*What is being asked*:
Don't include pictures. Quote the lines below from the first through the line that contains "const numbers = ['0', '0,00', '#.##0', '#.##0,00', '#.##0,00".

*Provided records*:
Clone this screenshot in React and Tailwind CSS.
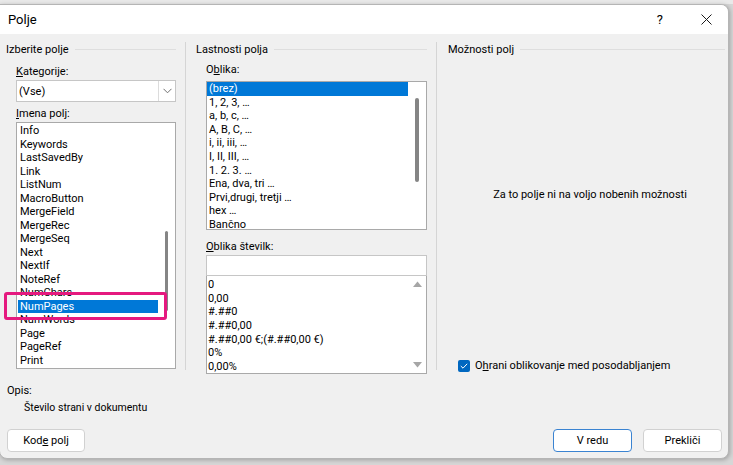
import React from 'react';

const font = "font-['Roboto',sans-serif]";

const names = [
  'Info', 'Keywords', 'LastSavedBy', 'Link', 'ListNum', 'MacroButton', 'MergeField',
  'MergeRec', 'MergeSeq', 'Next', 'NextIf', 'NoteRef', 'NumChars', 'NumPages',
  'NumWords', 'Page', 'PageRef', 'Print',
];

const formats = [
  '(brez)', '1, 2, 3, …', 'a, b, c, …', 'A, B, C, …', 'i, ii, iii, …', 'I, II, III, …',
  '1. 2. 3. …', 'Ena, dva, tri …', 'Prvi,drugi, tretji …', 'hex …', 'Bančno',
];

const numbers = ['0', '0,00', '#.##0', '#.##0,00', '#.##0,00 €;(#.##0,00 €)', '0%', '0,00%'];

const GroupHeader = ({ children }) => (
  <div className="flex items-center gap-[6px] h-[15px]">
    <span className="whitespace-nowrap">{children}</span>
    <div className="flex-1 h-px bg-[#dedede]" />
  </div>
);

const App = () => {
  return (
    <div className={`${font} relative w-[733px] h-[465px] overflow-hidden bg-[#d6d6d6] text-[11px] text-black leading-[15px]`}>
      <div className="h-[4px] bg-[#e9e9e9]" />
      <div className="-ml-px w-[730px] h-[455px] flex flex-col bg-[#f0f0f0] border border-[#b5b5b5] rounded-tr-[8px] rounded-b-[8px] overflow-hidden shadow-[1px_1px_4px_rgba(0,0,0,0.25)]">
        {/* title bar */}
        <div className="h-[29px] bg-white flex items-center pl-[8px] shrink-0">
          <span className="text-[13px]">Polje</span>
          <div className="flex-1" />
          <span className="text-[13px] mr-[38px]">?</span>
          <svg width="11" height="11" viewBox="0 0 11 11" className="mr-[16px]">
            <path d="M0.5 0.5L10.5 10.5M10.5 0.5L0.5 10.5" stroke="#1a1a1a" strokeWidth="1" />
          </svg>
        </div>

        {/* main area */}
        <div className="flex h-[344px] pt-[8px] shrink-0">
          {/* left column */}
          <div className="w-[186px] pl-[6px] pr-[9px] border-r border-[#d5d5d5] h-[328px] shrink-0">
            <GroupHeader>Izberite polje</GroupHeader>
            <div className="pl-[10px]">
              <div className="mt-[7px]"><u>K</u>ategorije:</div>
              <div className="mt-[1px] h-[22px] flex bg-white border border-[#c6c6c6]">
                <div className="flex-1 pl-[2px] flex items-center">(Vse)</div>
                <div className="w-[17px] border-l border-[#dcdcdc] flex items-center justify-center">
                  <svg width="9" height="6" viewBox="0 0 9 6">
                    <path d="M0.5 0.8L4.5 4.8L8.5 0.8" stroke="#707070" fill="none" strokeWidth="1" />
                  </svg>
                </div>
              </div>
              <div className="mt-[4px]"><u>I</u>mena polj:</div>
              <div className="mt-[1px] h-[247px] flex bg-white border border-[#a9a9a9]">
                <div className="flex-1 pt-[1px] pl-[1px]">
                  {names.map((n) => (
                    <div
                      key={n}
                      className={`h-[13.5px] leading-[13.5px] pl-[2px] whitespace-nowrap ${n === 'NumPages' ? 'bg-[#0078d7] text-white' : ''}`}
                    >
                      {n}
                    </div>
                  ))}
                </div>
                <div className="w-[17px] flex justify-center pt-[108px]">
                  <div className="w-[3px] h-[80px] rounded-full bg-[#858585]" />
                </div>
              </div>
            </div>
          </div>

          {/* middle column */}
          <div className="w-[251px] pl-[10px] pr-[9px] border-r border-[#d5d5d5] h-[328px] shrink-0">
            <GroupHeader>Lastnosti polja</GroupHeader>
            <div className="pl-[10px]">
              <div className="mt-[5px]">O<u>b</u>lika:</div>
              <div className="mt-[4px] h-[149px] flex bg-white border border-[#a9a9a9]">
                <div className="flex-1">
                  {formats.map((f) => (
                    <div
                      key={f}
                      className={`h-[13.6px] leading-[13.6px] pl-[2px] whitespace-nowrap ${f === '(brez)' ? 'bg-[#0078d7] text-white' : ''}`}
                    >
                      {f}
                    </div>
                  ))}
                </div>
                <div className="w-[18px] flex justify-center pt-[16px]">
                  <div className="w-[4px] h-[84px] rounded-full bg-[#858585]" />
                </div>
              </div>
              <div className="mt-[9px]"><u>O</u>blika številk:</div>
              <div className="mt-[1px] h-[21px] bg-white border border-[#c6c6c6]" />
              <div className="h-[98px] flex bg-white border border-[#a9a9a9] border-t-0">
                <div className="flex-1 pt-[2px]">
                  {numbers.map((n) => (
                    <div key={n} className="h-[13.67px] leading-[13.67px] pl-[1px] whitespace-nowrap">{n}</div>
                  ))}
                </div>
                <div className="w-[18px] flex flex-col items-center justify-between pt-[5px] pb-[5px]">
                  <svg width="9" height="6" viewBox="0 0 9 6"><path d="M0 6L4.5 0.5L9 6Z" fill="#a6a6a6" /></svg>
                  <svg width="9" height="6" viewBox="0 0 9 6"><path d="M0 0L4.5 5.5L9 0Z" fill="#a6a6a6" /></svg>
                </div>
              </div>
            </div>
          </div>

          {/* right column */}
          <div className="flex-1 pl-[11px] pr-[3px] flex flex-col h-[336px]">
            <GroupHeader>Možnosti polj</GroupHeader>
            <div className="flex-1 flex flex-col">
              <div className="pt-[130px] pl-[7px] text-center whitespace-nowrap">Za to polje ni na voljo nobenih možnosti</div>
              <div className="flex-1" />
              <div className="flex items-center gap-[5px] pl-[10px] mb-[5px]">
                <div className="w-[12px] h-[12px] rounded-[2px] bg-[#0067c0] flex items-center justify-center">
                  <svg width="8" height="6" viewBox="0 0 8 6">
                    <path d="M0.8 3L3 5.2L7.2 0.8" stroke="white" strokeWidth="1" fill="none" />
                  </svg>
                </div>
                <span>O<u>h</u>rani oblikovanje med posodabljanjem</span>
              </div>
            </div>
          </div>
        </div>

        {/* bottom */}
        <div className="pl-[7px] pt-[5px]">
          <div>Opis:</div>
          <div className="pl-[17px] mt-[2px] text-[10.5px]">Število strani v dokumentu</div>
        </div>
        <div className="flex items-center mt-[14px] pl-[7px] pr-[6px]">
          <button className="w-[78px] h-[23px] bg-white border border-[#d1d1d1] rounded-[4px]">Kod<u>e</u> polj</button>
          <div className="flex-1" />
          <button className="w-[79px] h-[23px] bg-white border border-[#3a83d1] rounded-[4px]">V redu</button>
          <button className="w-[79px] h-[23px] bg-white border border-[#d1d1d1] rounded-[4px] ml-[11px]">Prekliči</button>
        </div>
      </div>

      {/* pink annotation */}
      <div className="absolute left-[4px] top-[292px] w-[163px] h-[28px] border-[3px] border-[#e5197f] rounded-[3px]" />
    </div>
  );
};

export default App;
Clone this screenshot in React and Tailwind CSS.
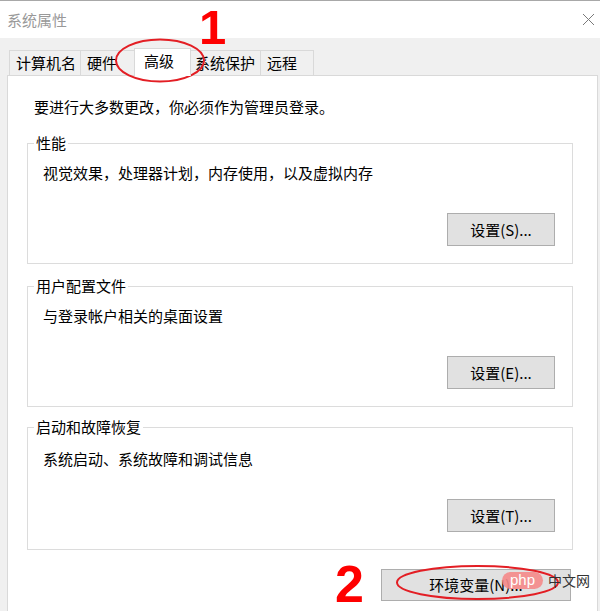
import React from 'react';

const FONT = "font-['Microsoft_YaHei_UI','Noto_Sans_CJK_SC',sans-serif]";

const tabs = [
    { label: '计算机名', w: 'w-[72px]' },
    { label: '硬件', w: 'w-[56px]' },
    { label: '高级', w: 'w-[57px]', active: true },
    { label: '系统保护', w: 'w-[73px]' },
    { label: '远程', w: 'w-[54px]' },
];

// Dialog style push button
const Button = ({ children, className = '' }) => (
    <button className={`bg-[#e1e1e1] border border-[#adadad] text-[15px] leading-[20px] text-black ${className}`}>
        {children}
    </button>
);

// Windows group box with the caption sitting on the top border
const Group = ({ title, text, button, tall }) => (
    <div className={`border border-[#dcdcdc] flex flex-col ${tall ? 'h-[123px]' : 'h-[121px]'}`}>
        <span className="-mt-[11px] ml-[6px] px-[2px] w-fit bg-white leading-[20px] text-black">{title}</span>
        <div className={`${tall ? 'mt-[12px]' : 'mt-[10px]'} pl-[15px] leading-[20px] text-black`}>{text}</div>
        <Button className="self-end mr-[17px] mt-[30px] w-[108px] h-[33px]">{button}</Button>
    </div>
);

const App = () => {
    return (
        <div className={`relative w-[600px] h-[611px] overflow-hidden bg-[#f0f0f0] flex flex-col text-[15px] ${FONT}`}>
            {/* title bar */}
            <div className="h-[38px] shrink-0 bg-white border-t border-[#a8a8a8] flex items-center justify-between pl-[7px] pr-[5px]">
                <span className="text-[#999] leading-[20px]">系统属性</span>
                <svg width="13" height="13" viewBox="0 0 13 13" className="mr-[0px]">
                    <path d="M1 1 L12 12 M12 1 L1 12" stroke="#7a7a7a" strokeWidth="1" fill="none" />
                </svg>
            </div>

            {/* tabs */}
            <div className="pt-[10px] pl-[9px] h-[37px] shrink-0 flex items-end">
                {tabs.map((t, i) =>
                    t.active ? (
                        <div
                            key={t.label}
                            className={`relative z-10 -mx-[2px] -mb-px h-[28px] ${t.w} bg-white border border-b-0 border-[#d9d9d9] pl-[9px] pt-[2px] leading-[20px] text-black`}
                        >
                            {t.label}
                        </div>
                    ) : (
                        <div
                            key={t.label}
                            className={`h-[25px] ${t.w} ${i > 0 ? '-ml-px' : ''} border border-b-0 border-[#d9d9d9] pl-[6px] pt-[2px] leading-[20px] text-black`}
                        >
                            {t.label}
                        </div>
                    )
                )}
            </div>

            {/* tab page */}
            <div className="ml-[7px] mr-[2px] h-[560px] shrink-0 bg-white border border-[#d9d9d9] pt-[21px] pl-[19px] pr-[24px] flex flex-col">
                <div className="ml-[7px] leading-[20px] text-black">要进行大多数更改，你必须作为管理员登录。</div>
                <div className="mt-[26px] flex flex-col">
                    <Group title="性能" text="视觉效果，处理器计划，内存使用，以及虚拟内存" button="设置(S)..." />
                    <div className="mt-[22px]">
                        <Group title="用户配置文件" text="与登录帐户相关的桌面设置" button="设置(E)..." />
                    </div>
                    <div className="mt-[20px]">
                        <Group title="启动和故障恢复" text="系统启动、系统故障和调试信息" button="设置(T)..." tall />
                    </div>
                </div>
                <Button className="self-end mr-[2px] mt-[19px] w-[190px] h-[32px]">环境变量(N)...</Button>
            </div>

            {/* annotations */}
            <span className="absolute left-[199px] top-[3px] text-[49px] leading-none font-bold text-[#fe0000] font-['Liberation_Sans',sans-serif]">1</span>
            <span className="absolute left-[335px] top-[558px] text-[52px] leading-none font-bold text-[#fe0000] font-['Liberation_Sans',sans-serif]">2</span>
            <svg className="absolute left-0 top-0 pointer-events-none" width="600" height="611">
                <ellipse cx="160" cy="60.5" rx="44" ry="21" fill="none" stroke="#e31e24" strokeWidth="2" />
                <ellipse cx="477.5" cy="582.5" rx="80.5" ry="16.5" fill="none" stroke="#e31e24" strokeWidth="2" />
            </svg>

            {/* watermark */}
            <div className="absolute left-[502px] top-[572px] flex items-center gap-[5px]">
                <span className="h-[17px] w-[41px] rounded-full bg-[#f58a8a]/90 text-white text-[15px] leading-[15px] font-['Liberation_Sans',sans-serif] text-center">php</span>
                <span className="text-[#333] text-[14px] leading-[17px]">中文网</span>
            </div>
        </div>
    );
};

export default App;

*The solution*:
Clone this screenshot in React and Tailwind CSS.
import React from 'react';

const font = "font-['Roboto',sans-serif]";

const names = [
  'Info', 'Keywords', 'LastSavedBy', 'Link', 'ListNum', 'MacroButton', 'MergeField',
  'MergeRec', 'MergeSeq', 'Next', 'NextIf', 'NoteRef', 'NumChars', 'NumPages',
  'NumWords', 'Page', 'PageRef', 'Print',
];

const formats = [
  '(brez)', '1, 2, 3, …', 'a, b, c, …', 'A, B, C, …', 'i, ii, iii, …', 'I, II, III, …',
  '1. 2. 3. …', 'Ena, dva, tri …', 'Prvi,drugi, tretji …', 'hex …', 'Bančno',
];

const numbers = ['0', '0,00', '#.##0', '#.##0,00', '#.##0,00 €;(#.##0,00 €)', '0%', '0,00%'];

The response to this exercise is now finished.